(Interface markup and scripts)
^^^^^^^^
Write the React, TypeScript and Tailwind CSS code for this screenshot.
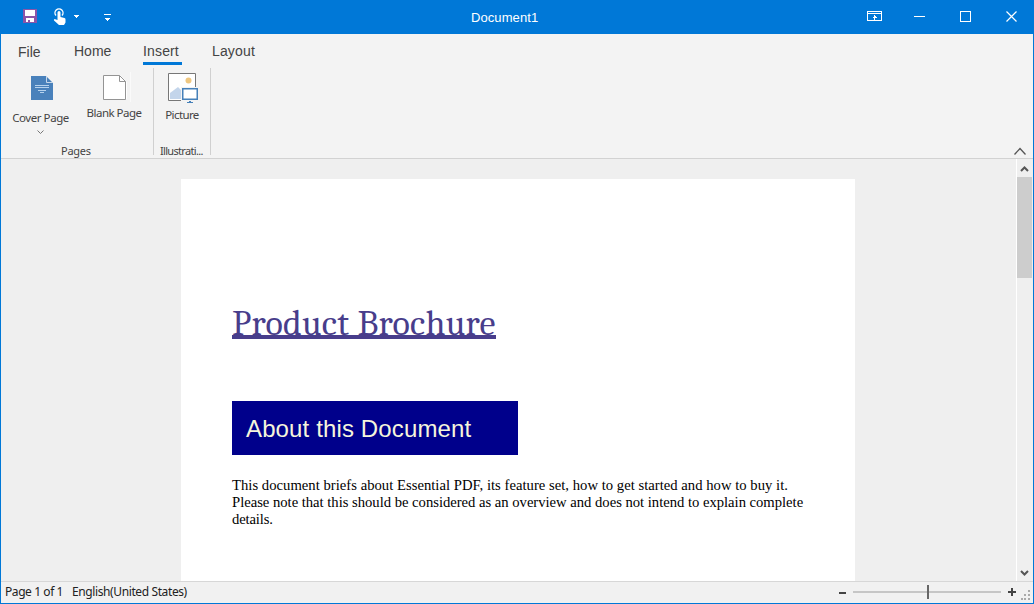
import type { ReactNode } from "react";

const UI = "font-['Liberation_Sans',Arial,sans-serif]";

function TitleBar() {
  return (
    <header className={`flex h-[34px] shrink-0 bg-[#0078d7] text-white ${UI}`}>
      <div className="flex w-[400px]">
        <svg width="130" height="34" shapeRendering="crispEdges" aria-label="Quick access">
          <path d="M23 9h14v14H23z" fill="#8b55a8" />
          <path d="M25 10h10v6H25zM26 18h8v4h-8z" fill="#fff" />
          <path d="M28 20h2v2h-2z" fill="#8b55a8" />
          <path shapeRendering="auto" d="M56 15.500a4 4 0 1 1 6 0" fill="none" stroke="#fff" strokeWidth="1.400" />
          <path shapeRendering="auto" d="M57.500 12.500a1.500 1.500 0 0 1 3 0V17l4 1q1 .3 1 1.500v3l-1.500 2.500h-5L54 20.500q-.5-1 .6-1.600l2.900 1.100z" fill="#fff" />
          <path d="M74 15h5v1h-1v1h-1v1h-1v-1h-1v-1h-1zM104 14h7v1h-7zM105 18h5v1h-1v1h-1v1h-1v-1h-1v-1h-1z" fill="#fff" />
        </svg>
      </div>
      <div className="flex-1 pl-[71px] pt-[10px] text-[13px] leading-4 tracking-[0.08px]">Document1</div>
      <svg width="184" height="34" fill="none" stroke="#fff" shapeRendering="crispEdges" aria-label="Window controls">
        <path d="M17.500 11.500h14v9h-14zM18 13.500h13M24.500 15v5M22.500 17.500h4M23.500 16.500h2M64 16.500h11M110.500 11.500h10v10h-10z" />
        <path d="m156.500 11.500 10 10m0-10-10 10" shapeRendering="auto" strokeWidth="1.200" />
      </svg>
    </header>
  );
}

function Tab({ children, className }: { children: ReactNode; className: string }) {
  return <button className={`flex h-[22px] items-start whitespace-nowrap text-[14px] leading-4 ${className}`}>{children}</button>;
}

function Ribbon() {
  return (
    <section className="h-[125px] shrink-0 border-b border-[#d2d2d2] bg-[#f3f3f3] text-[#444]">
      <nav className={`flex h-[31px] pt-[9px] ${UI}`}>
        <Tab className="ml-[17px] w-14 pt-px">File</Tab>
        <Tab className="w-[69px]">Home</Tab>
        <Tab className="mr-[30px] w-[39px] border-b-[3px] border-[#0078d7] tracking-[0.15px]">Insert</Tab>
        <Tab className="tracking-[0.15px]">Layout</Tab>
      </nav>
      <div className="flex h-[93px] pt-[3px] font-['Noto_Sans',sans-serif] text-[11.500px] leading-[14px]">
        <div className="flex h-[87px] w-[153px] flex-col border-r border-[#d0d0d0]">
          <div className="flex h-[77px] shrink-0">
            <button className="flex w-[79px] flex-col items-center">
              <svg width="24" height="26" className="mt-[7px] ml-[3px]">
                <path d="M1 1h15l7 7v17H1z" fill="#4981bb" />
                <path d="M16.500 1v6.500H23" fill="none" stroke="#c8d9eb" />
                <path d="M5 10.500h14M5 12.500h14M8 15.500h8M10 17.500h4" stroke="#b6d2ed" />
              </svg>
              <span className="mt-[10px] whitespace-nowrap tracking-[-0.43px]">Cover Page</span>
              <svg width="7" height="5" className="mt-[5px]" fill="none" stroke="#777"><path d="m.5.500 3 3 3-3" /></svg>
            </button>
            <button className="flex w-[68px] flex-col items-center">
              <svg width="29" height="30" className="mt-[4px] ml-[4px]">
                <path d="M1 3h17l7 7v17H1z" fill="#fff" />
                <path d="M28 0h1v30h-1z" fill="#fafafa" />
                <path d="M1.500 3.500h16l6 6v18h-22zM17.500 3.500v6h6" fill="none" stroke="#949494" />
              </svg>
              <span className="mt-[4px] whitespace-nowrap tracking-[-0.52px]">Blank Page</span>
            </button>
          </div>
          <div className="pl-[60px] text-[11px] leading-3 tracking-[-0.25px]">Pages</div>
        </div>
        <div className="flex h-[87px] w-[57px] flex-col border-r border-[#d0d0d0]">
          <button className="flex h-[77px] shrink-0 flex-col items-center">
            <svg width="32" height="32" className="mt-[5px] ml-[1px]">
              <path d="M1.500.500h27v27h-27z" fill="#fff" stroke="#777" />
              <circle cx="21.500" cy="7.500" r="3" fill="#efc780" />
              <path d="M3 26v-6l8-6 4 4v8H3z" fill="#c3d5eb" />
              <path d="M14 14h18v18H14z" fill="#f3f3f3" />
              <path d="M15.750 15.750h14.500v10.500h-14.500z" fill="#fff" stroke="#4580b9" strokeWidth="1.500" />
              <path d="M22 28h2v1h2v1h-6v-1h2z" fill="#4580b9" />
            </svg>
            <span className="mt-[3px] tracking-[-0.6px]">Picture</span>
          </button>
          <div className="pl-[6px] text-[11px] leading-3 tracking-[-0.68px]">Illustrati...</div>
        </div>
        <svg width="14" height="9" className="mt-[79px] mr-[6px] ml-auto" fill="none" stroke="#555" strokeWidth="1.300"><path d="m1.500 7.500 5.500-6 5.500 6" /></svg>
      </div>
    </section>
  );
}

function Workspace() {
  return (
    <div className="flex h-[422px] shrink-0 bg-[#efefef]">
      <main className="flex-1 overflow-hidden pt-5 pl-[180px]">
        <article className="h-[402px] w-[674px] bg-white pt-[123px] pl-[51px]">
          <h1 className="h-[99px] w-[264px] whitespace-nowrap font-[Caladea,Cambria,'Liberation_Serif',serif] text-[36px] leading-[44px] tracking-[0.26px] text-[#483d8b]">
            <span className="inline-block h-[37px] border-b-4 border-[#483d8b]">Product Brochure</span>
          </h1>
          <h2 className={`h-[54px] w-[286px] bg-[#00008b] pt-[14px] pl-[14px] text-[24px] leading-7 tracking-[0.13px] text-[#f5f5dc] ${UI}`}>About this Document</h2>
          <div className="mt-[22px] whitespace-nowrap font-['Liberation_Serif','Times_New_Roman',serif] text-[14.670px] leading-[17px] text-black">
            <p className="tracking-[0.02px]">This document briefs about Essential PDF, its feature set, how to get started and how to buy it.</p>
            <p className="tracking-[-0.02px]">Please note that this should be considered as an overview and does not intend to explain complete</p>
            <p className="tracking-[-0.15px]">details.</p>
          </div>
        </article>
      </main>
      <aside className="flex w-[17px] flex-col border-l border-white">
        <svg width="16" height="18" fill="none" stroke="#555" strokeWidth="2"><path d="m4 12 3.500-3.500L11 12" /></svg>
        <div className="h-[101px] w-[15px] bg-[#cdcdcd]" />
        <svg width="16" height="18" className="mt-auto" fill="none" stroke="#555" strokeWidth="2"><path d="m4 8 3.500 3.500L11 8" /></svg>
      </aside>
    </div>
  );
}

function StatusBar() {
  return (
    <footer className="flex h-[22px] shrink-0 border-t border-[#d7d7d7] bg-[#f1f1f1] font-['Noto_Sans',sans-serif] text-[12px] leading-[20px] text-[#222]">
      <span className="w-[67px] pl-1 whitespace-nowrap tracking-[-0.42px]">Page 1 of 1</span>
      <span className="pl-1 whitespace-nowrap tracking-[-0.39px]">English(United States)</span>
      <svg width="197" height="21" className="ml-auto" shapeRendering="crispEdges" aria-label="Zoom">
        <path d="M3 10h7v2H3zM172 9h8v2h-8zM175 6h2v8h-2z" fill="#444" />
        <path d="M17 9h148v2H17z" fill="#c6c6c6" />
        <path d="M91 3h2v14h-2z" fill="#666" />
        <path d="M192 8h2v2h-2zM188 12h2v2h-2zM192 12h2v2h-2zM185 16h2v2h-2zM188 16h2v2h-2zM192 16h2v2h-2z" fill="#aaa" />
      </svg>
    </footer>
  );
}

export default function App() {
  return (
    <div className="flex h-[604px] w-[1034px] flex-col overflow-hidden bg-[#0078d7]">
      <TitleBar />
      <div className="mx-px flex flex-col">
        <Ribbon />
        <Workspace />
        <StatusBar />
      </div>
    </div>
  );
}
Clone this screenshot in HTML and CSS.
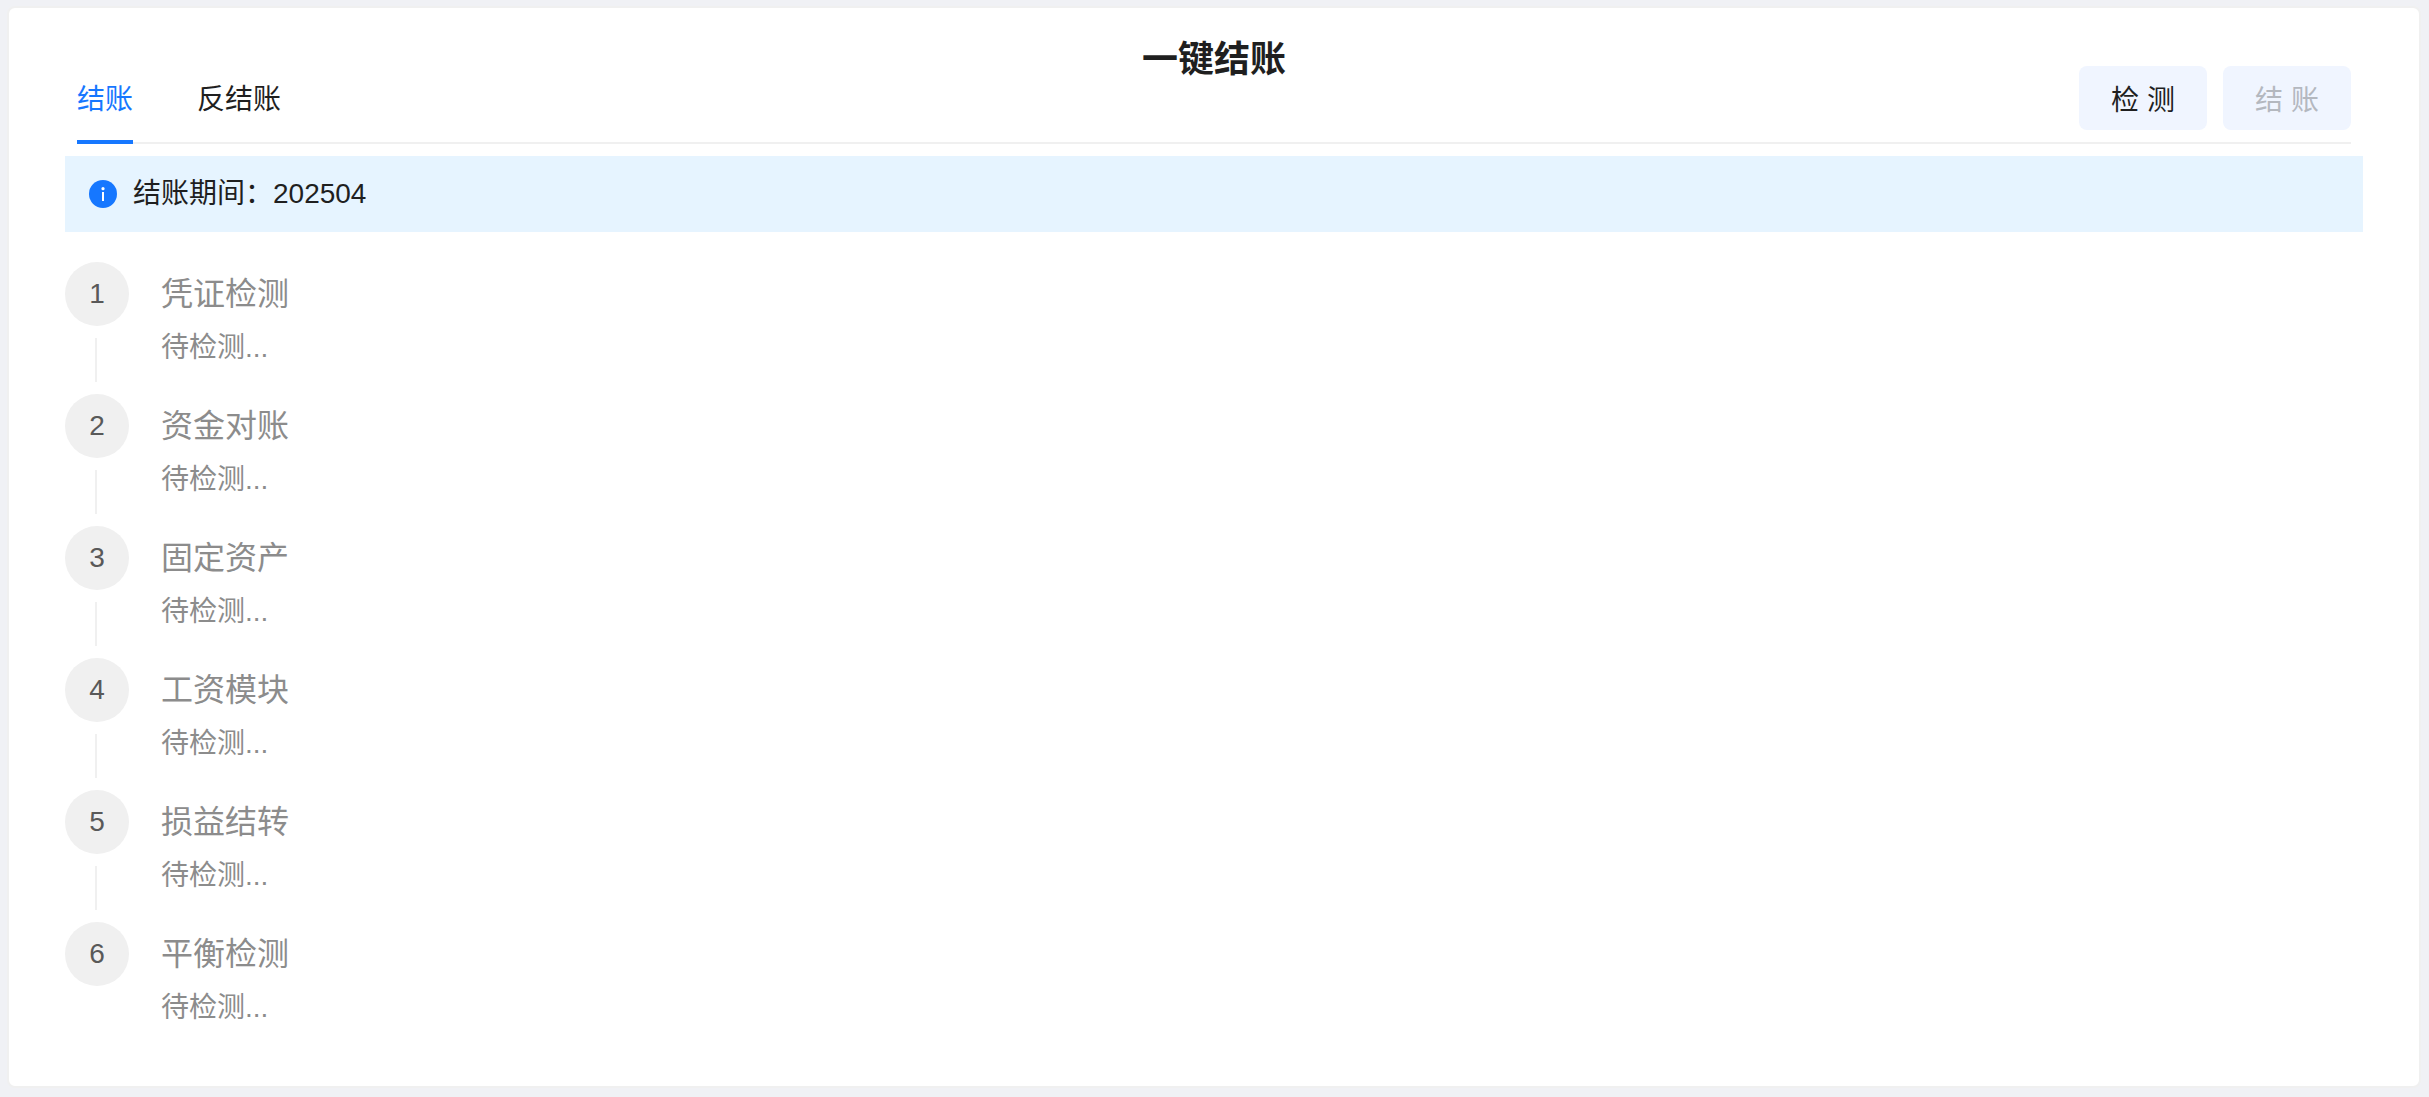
^^^^^^^^
- What to do -
Tally the lines of the data that contain the string "screenshot" and report the total alone.

- Response to this exercise -
2